[Collected data entries]

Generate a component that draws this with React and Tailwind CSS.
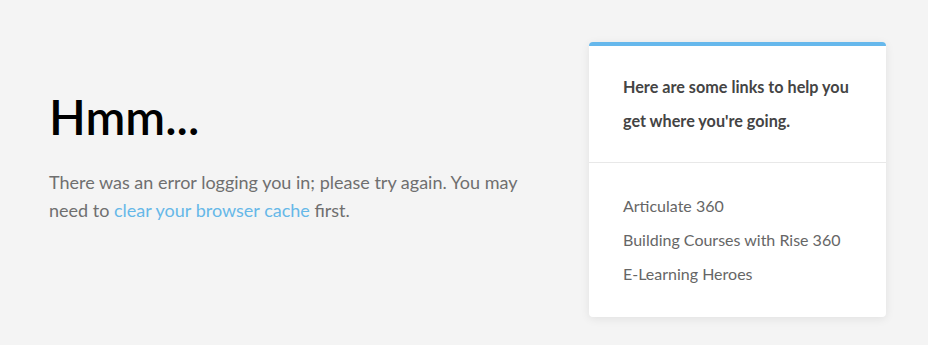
export default function App() {
  return (
    <div className="min-h-[345px] bg-[#f4f4f4] font-['Lato',_'Liberation_Sans',_sans-serif] flex items-start pl-[49px] pr-[42px] pt-[42px]">
      <div className="flex-1 pt-[46px]">
        <h1 className="text-[48px] leading-[1.2] font-semibold text-black mb-[22px]">Hmm...</h1>
        <p className="w-[480px] text-[18px] leading-[28px] text-[#6f6f6f]">
          There was an error logging you in; please try again. You may need to{" "}
          <a href="#" className="text-[#66b8e8]">clear your browser cache</a> first.
        </p>
      </div>
      <div className="w-[297px] bg-white rounded-[4px] border-t-4 border-[#66b8ec] shadow-[0_2px_10px_rgba(0,0,0,0.08)]">
        <div className="pl-[34px] pr-[24px] pt-[24px] pb-[24px] border-b border-[#e8e8e8]">
          <h2 className="text-[16.2px] leading-[34px] font-bold text-[#444]">
            Here are some links to help you get where you're going.
          </h2>
        </div>
        <ul className="px-[34px] pt-[26px] pb-[26px] text-[16px] leading-[34px] text-[#666]">
          <li><a href="#">Articulate 360</a></li>
          <li><a href="#">Building Courses with Rise 360</a></li>
          <li><a href="#">E-Learning Heroes</a></li>
        </ul>
      </div>
    </div>
  );
}
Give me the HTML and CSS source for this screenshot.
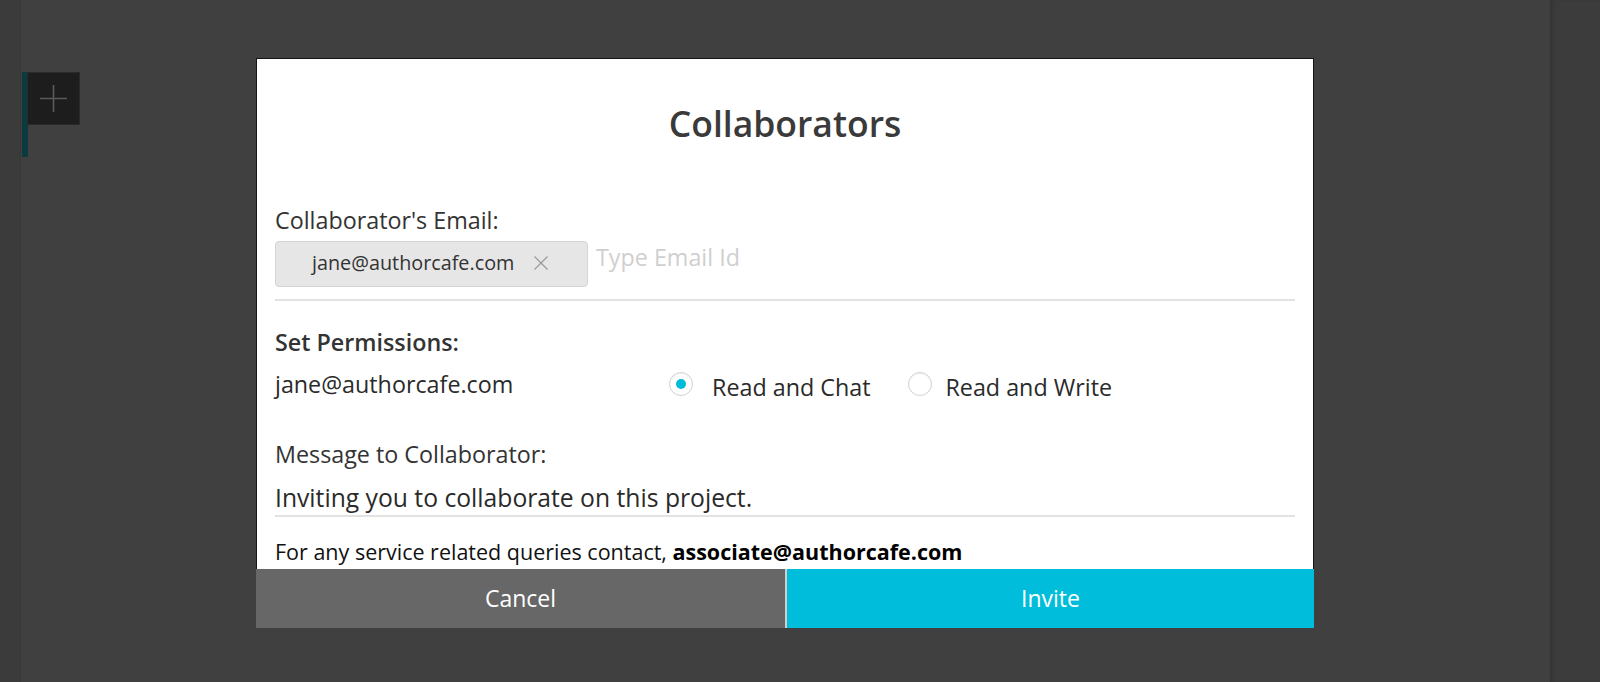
FILE: index.html
```html
<!DOCTYPE html>
<html lang="en">
<head>
<meta charset="utf-8">
<title>Collaborators</title>
<link rel="stylesheet" href="styles.css">
</head>
<body>
<div class="app">
  <aside class="rail-left"></aside>
  <main class="stage">
    <div class="add-widget">
      <span class="accent"></span>
      <button class="add-btn" aria-label="Add">
        <svg width="27" height="27" viewBox="0 0 27 27"><path d="M13.5 0V27M0 13.5H27" stroke="#5a5a5a" stroke-width="1.6" fill="none"/></svg>
      </button>
    </div>

    <div class="modal">
      <div class="modal-body">
        <h1 class="title">Collaborators</h1>

        <div class="label">Collaborator's Email:</div>
        <div class="email-row">
          <span class="chip">
            <span class="chip-text">jane@authorcafe.com</span>
            <svg class="chip-x" width="14" height="14" viewBox="0 0 14 14"><path d="M0.5 0.5L13.5 13.5M13.5 0.5L0.5 13.5" stroke="#9a9a9a" stroke-width="1.2" fill="none"/></svg>
          </span>
          <span class="placeholder">Type Email Id</span>
        </div>
        <div class="divider"></div>

        <div class="label strong perm-title">Set Permissions:</div>
        <div class="perm-row">
          <div class="perm-email">jane@authorcafe.com</div>
          <label class="option">
            <span class="radio checked"></span>
            <span class="option-text first">Read and Chat</span>
          </label>
          <label class="option">
            <span class="radio"></span>
            <span class="option-text second">Read and Write</span>
          </label>
        </div>

        <div class="label msg-label">Message to Collaborator:</div>
        <div class="message">Inviting you to collaborate on this project.</div>
        <div class="divider thin"></div>

        <p class="note">For any service related queries contact, <b>associate@authorcafe.com</b></p>
      </div>
      <div class="modal-actions">
        <button class="btn cancel">Cancel</button>
        <button class="btn invite">Invite</button>
      </div>
    </div>
  </main>
  <aside class="rail-right"></aside>
</div>
</body>
</html>
```
FILE: styles.css
```css
* { box-sizing: border-box; }
html, body { margin: 0; padding: 0; }
body {
  font-family: "Open Sans", "Noto Sans", sans-serif;
  background: #404040;
  width: 1600px;
  height: 682px;
  overflow: hidden;
}
.app { display: flex; height: 682px; }
.rail-left {
  width: 21px;
  background: #3b3b3b;
  box-shadow: inset -1px 0 0 #383838;
}
.rail-right {
  width: 50px;
  background: #3c3c3c;
  box-shadow: inset 4px 0 4px -2px rgba(0,0,0,0.18);
}
.stage {
  flex: 1;
  position: relative;
  background: #404040;
}

.add-widget {
  display: flex;
  align-items: flex-start;
  margin-top: 72px;
  margin-left: 1px;
}
.accent {
  width: 6px;
  height: 85px;
  background: #0b3a3f;
}
.add-btn {
  margin: 0 0 0 -1px;
  width: 53px;
  height: 53px;
  padding: 0;
  background: #1d1d1d;
  border: 1px solid #2a2a2a;
  display: flex;
  align-items: center;
  justify-content: center;
}
.add-btn svg { display: block; }

.modal {
  position: absolute;
  top: 58px;
  left: 235px;
  width: 1058px;
}
.modal-body {
  background: #fff;
  border: 1px solid #141414;
  border-bottom: none;
  padding: 40px 18px 3px;
  color: #333;
}
.title {
  margin: 0;
  font-size: 35.5px;
  line-height: 48px;
  font-weight: 600;
  text-align: center;
  color: #3a3a3a;
}
.label {
  font-size: 23.3px;
  line-height: 30px;
  color: #333;
  margin-top: 58px;
}
.strong { font-weight: 600; }
.email-row {
  display: flex;
  align-items: flex-start;
  margin-top: 6px;
}
.chip {
  display: inline-flex;
  align-items: center;
  width: 313px;
  height: 46px;
  padding: 0 0 4px 36px;
  background: #e6e6e6;
  border: 1px solid #d5d5d5;
  border-radius: 4px;
}
.chip-text {
  font-size: 19.8px;
  line-height: 27px;
  color: #333;
}
.chip-x { margin-left: 20px; margin-top: 2px; display: block; }
.placeholder {
  margin-left: 8px;
  margin-top: 1px;
  font-size: 23.3px;
  line-height: 30px;
  color: #cfcfcf;
}
.divider {
  height: 2px;
  background: #e2e2e2;
  margin-top: 12px;
}
.divider.thin { margin-top: 2px; }
.perm-title { margin-top: 26px; color: #333; }
.perm-row {
  display: flex;
  align-items: flex-start;
  margin-top: 12px;
}
.perm-email {
  width: 394px;
  font-size: 23.3px;
  line-height: 30px;
  color: #2a2a2a;
}
.option {
  display: flex;
  align-items: flex-start;
  margin-top: 3px;
  margin-right: 38px;
}
.radio {
  width: 24px;
  height: 24px;
  border-radius: 50%;
  border: 1.5px solid #d2d2d2;
  background: #fff;
  display: flex;
  align-items: center;
  justify-content: center;
  box-shadow: inset 0 1px 2px rgba(0,0,0,0.06);
}
.radio.checked::after {
  content: "";
  width: 10px;
  height: 10px;
  border-radius: 50%;
  background: #00bcd8;
}
.option-text {
  font-size: 23.3px;
  line-height: 30px;
  color: #2a2a2a;
}
.option-text.first { margin-left: 19px; }
.option-text.second { margin-left: 13px; }
.msg-label { margin-top: 37px; }
.message {
  margin-top: 14px;
  font-size: 24.7px;
  line-height: 30px;
  color: #2a2a2a;
}
.note {
  margin: 21px 0 0;
  font-size: 21.5px;
  line-height: 28px;
  color: #111;
}
.note b { font-weight: 700; color: #000; }

.modal-actions {
  display: flex;
  height: 59px;
}
.btn {
  border: none;
  margin: 0;
  padding: 0;
  font-family: "Open Sans", "Noto Sans", sans-serif;
  font-size: 23px;
  line-height: 59px;
  color: #fff;
  text-align: center;
}
.btn.cancel { width: 529px; background: #676767; }
.btn.invite { flex: 1; background: #00bedb; border-left: 2px solid #cfcfcf; }
```
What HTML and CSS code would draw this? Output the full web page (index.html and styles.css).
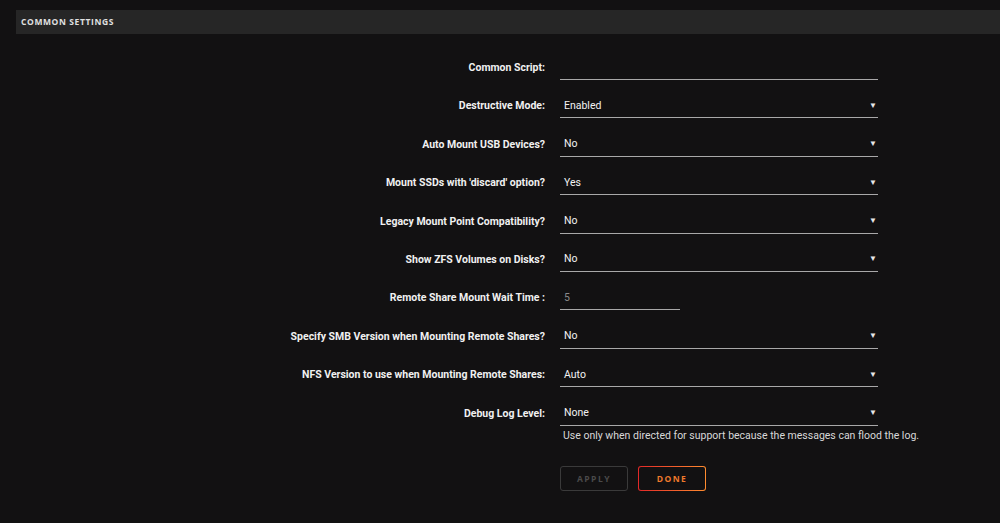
FILE: index.html
```html
<!DOCTYPE html>
<html lang="en">

<head>
    <meta charset="UTF-8">
    <meta name="viewport" content="width=device-width, initial-scale=1.0">
    <title>Common Settings</title>
    <link rel="stylesheet" href="styles.css">
</head>

<body>
    <div class="title-bar">Common Settings</div>

    <form class="settings">
        <div class="row">
            <label>Common Script:</label>
            <div class="field"><span class="value"></span></div>
        </div>
        <div class="row">
            <label>Destructive Mode:</label>
            <div class="field select"><span class="value">Enabled</span><span class="caret">&#9660;</span></div>
        </div>
        <div class="row">
            <label>Auto Mount USB Devices?</label>
            <div class="field select"><span class="value">No</span><span class="caret">&#9660;</span></div>
        </div>
        <div class="row">
            <label>Mount SSDs with 'discard' option?</label>
            <div class="field select"><span class="value">Yes</span><span class="caret">&#9660;</span></div>
        </div>
        <div class="row">
            <label>Legacy Mount Point Compatibility?</label>
            <div class="field select"><span class="value">No</span><span class="caret">&#9660;</span></div>
        </div>
        <div class="row">
            <label>Show ZFS Volumes on Disks?</label>
            <div class="field select"><span class="value">No</span><span class="caret">&#9660;</span></div>
        </div>
        <div class="row">
            <label>Remote Share Mount Wait Time :</label>
            <div class="field short"><span class="value muted">5</span></div>
        </div>
        <div class="row">
            <label>Specify SMB Version when Mounting Remote Shares?</label>
            <div class="field select"><span class="value">No</span><span class="caret">&#9660;</span></div>
        </div>
        <div class="row">
            <label>NFS Version to use when Mounting Remote Shares:</label>
            <div class="field select"><span class="value">Auto</span><span class="caret">&#9660;</span></div>
        </div>
        <div class="row">
            <label>Debug Log Level:</label>
            <div class="field select"><span class="value">None</span><span class="caret">&#9660;</span></div>
        </div>
        <div class="help">Use only when directed for support because the messages can flood the log.</div>

        <div class="buttons">
            <button type="button" class="btn disabled">Apply</button>
            <button type="button" class="btn done">Done</button>
        </div>
    </form>
</body>

</html>
```

FILE: styles.css
```css
body {
    margin: 0;
    background-color: #121112;
    color: #f2f2f2;
    font-family: Roboto, 'Noto Sans', sans-serif;
    font-size: 10.5px;
}

.title-bar {
    margin: 10px 0 0 16px;
    height: 24px;
    line-height: 24px;
    padding-left: 5px;
    background-color: #262626;
    color: #e0e0e0;
    font-family: 'Open Sans', sans-serif;
    font-size: 8.5px;
    font-weight: 700;
    letter-spacing: 0.6px;
    text-transform: uppercase;
}

.settings {
    padding-top: 19px;
}

.row {
    display: flex;
    align-items: flex-start;
    height: 38.4px;
}

.row label {
    width: 545px;
    margin-right: 15px;
    text-align: right;
    font-weight: 700;
    line-height: 30px;
    color: #f0f0f0;
}

.field {
    display: flex;
    justify-content: space-between;
    align-items: center;
    width: 318px;
    height: 25px;
    margin-top: 2px;
    padding: 0 1px 0 4px;
    box-sizing: border-box;
    border-bottom: 1px solid #a8a8a8;
}

.field.short {
    width: 120px;
}

.value {
    color: #f2f2f2;
}

.value.muted {
    color: #8a8a8a;
}

.caret {
    font-size: 8px;
    color: #e8e8e8;
}

.help {
    margin: -8px 0 0 563px;
    color: #d8d8d8;
}

.buttons {
    display: flex;
    gap: 10px;
    margin: 24px 0 0 560px;
}

.btn {
    width: 68px;
    height: 25px;
    background: transparent;
    font-family: 'Open Sans', 'Noto Sans', sans-serif;
    font-size: 8.5px;
    font-weight: 700;
    letter-spacing: 1.5px;
    text-transform: uppercase;
    border-radius: 3px;
    cursor: pointer;
}

.btn.disabled {
    border: 1px solid #3a3a3a;
    color: #4a4a4a;
    cursor: default;
}

.btn.done {
    border: 1px solid transparent;
    background: linear-gradient(#121112, #121112) padding-box,
        linear-gradient(90deg, #e22828, #ff8c2f) border-box;
    color: #f0792c;
}
```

What is expected. Identify the lines that contain the string "this", and copy every one of them.

Problem solution.
Generate a component that draws this with React and Tailwind CSS.
Give me the HTML and CSS source for this screenshot.
        <div class="message">Inviting you to collaborate on this project.</div>
What HTML and CSS code would draw this? Output the full web page (index.html and styles.css).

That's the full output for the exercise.